I understand that teenagers (and grown-ups, too) have volatile emotions. A broken heart really can seem like the end of the world. People get depressed and feel like they have nothing to live for. I know.
Though I’m not a person who has been suicidal, I am a person who has agonized over how to help someone who is. From this vantage point, I’m especially wary of dangerous influences.
Depression and suicidal ideations are real and should be taken seriously. These are issues that have a perfectly valid place in discussion and literature. The subject of suicide isn’t the problem; the presentation is.
Here we are at the end of New Moon. Everyone is safe and sound, despite the self-destructive behavior of our protagonist and her true love. What changed? What stabilized the will to live? Edward loves Bella; Bella loves Edward.
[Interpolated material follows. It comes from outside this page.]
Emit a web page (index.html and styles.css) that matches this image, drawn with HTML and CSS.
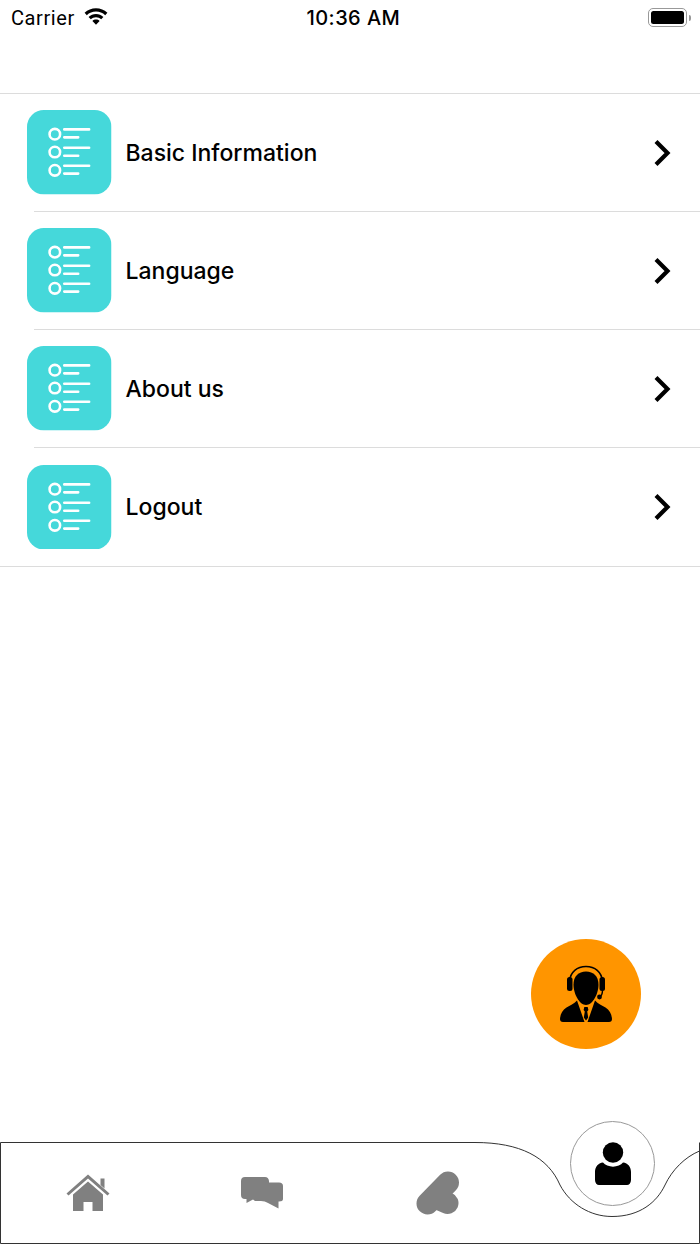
FILE: index.html
```html
<!DOCTYPE html>
<html lang="en">
<head>
    <meta charset="UTF-8">
    <meta name="viewport" content="width=device-width, initial-scale=1.0">
    <title>Settings</title>
    <link rel="stylesheet" href="styles.css">
</head>
<body>
    <svg class="icon-defs" width="0" height="0">
        <defs>
            <symbol id="list-icon" viewBox="0 0 85 85">
                <rect width="85" height="85" rx="17" fill="#45d8da"/>
                <g fill="none" stroke="#fff" stroke-width="2.6" stroke-linecap="round">
                    <circle cx="28" cy="24.300" r="5.300"/>
                    <circle cx="28" cy="42.300" r="5.300"/>
                    <circle cx="28" cy="60.700" r="5.300"/>
                    <path d="M37.500 19.500H62.500M37.500 27.500H51.500M37.500 38H62.500M37.500 46H51.500M37.500 56H62.500M37.500 64H51.500"/>
                </g>
            </symbol>
            <symbol id="chevron" viewBox="0 0 18 26">
                <path d="M3 1.500L14.500 13L3 24.500" fill="none" stroke="#000" stroke-width="4.200"/>
            </symbol>
        </defs>
    </svg>

    <div class="page">
        <div class="status-bar">
            <div class="status-left">
                <span class="carrier">Carrier</span>
                <svg class="wifi" width="24" height="17" viewBox="0 0 24 17">
                    <path d="M12 .3C7.6.3 3.7 2 .6 4.8l2.2 2.4C5.3 5 8.5 3.6 12 3.6s6.700 1.400 9.200 3.600l2.200-2.400C20.300 2 16.400.3 12 .3z"/>
                    <path d="M12 6C9.200 6 6.600 7.100 4.600 8.900l2.200 2.400c1.400-1.200 3.200-2 5.200-2s3.800.800 5.200 2l2.200-2.400C17.400 7.100 14.800 6 12 6z"/>
                    <path d="M12 11.600c-1.400 0-2.700.500-3.600 1.400L12 16.800l3.600-3.800c-.900-.900-2.200-1.400-3.600-1.400z"/>
                </svg>
            </div>
            <span class="time">10:36 AM</span>
            <div class="battery">
                <div class="battery-body"><div class="battery-fill"></div></div>
                <div class="battery-cap"></div>
            </div>
        </div>

        <div class="menu">
            <div class="divider"></div>
            <a class="menu-row">
                <svg class="menu-icon"><use href="#list-icon"/></svg>
                <span class="menu-label">Basic Information</span>
                <svg class="menu-arrow"><use href="#chevron"/></svg>
            </a>
            <div class="divider inset"></div>
            <a class="menu-row">
                <svg class="menu-icon"><use href="#list-icon"/></svg>
                <span class="menu-label">Language</span>
                <svg class="menu-arrow"><use href="#chevron"/></svg>
            </a>
            <div class="divider inset"></div>
            <a class="menu-row">
                <svg class="menu-icon"><use href="#list-icon"/></svg>
                <span class="menu-label">About us</span>
                <svg class="menu-arrow"><use href="#chevron"/></svg>
            </a>
            <div class="divider inset"></div>
            <a class="menu-row last">
                <svg class="menu-icon"><use href="#list-icon"/></svg>
                <span class="menu-label">Logout</span>
                <svg class="menu-arrow"><use href="#chevron"/></svg>
            </a>
            <div class="divider"></div>
        </div>

        <div class="fab-area">
            <button class="fab">
                <svg width="52" height="58" viewBox="0 0 52 58">
                    <path d="M26 6.500c-7.500 0-12.500 5-12.500 13 0 9.500 6 20.500 12.500 20.500s12.500-11 12.500-20.500C38.500 11.500 33.500 6.500 26 6.500z"/>
                    <path d="M9.500 16C10.500 7 17 1.500 26 1.500S41.500 7 42.500 16" fill="none" stroke="#000" stroke-width="1.500"/>
                    <rect x="7" y="12" width="5.500" height="14" rx="2.500"/>
                    <rect x="39.500" y="12" width="5.500" height="14" rx="2.500"/>
                    <path d="M42.500 25c0 4-1 6-3 7" fill="none" stroke="#000" stroke-width="1.400"/>
                    <circle cx="39.500" cy="32" r="2.400"/>
                    <path d="M17 35.500L24.500 57H3c-2 0-3-1-3-3 .3-5 2.500-9 6.500-11.500 3.500-2 7.500-3.500 10.500-7z"/>
                    <path d="M35 35.500L27.500 57H49c2 0 3-1 3-3-.3-5-2.500-9-6.500-11.500-3.500-2-7.500-3.500-10.500-7z"/>
                    <path d="M24.300 42h3.400l.7 3-1.200 1.500 1 6-2.200 3-2.200-3 1-6-1.200-1.500z"/>
                </svg>
            </button>
        </div>

        <nav class="tab-bar">
            <svg class="tab-shape" width="700" height="102" viewBox="0 0 700 102">
                <path d="M699.500 9C685 15 672 28 665 43C657 60 640 74.500 612 74.500C590 74.500 570 62 560 43C548 15 520 .5 475 .5H.5V101.500H699.500V.5" fill="#fff" stroke="#333" stroke-width="1"/>
            </svg>
            <div class="tabs">
                <a class="tab">
                    <svg width="44" height="38" viewBox="0 0 44 38" fill="#808080">
                        <path d="M22 .5L43.500 19.500 41.500 21.500 22 4.500 2.500 21.500 .5 19.500z"/>
                        <path d="M34.500 4.500h4v10l-4-3.500z"/>
                        <path d="M22 7.500L37 20.500V37H26.500V28H17.500V37H7V20.500z"/>
                    </svg>
                </a>
                <a class="tab">
                    <svg width="44" height="33" viewBox="0 0 44 33" fill="#808080">
                        <path d="M4 0H24Q27.500 0 28 4V5.500H38Q42 5.500 42 9V22Q42 24.500 38 24.500H37.500V31.500L27 26Q24 24 20 24H14L12 22.500 5.500 26V22H4Q0 22 0 18V4Q0 0 4 0z"/>
                    </svg>
                </a>
                <a class="tab">
                    <svg width="44" height="44" viewBox="0 0 44 44">
                        <path d="M11.500 32.500L32 11.500M20 27L31.500 32" fill="none" stroke="#808080" stroke-width="22" stroke-linecap="round"/>
                    </svg>
                </a>
            </div>
            <div class="profile-tab">
                <svg width="36" height="44" viewBox="0 0 36 44">
                    <circle cx="18" cy="10.500" r="10.200"/>
                    <path d="M8 20.500C12 26 24 26 28 20.500C33 21 36 25 36 30V38C36 41 34 43 32 43H4C2 43 0 41 0 38V30C0 25 3 21 8 20.500z"/>
                </svg>
            </div>
        </nav>
    </div>
</body>
</html>
```

FILE: styles.css
```css
* {
    box-sizing: border-box;
}

body {
    font-family: "Inter", "Liberation Sans", sans-serif;
    background-color: #fff;
    margin: 0;
    padding: 0;
    color: #000;
}

.icon-defs {
    position: absolute;
}

.page {
    display: flex;
    flex-direction: column;
    height: 1244px;
    overflow: hidden;
}

/* status bar */
.status-bar {
    display: flex;
    align-items: center;
    justify-content: space-between;
    height: 36px;
    padding: 0 9px 0 11px;
    flex-shrink: 0;
    position: relative;
}

.status-left {
    display: flex;
    align-items: center;
    gap: 9px;
}

.carrier {
    font-family: "Roboto", sans-serif;
    font-size: 20px;
    letter-spacing: 0.6px;
}

.wifi {
    margin-top: -3px;
}

.time {
    position: absolute;
    left: 306.500px;
    font-size: 20px;
    font-weight: 500;
    letter-spacing: 0.45px;
}

.battery {
    display: flex;
    align-items: center;
    gap: 2px;
    margin-top: -1px;
}

.battery-body {
    width: 39px;
    height: 19px;
    padding: 2px;
    border: 1.500px solid #999;
    border-radius: 5px;
}

.battery-fill {
    width: 100%;
    height: 100%;
    background-color: #000;
    border-radius: 2.500px;
}

.battery-cap {
    width: 2px;
    height: 6px;
    background-color: #999;
    border-radius: 0 2px 2px 0;
}

/* menu */
.menu {
    margin-top: 57px;
    flex-shrink: 0;
}

.divider {
    height: 1px;
    background-color: #dcdcdc;
}

.divider.inset {
    margin-left: 34px;
}

.menu-row {
    display: flex;
    align-items: center;
    height: 117px;
    padding-left: 27px;
    padding-right: 29px;
}

.menu-row.last {
    height: 118px;
}

.menu-icon {
    width: 84.500px;
    height: 84.500px;
    flex-shrink: 0;
}

.menu-label {
    flex: 1;
    margin-left: 14px;
    font-size: 23px;
    font-weight: 500;
}

.menu-arrow {
    width: 18px;
    height: 26px;
}

/* floating button */
.fab-area {
    flex: 1;
    display: flex;
    justify-content: flex-end;
    align-items: flex-end;
    padding: 0 59px 93px 0;
}

.fab {
    display: flex;
    align-items: center;
    justify-content: center;
    width: 110px;
    height: 110px;
    padding: 0;
    border: none;
    border-radius: 50%;
    background-color: #ff9500;
}

/* bottom tabs */
.tab-bar {
    position: relative;
    height: 102px;
    flex-shrink: 0;
}

.tab-shape {
    position: absolute;
    left: 0;
    top: 0;
}

.tabs {
    position: relative;
    display: flex;
    width: 525px;
    height: 100%;
}

.tab {
    flex: 1;
    display: flex;
    align-items: center;
    justify-content: center;
}

.profile-tab {
    position: absolute;
    left: 570px;
    top: -21px;
    width: 85px;
    height: 85px;
    display: flex;
    align-items: center;
    justify-content: center;
    background-color: #fff;
    border: 1px solid #999;
    border-radius: 50%;
}
```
Bella wasn’t dead; Edward wasn’t dead. The suicidal problem was only resolved because their relationship was revived. No one decided that life was worth living for the sake of being alive.
It pains me to do so, but I’m going to revisit the Romeo and Juliet comparison. In New Moon, Bella wonders if either of the star-crossed lovers would have been able to survive without the other, so what about the readers of this book still left with the question of what would Bella or Edward do if no one straightened out their mess of miscommunications? If the love of your life doesn’t want you or you have to live without someone you love, killing yourself is still presented as a viable option.
When you purposely write a bland protagonist to make it easier for the reader to relate to that character, you have an obligation to get the message across that suicide isn’t the answer. I’m not swayed by the fact that “it’s just a book,” because if readers can be inspired to greatness by books (and I believe people can be), the flip-side is that books can ignite destruction.
Darlings? Please know that suicide is not the answer. Please.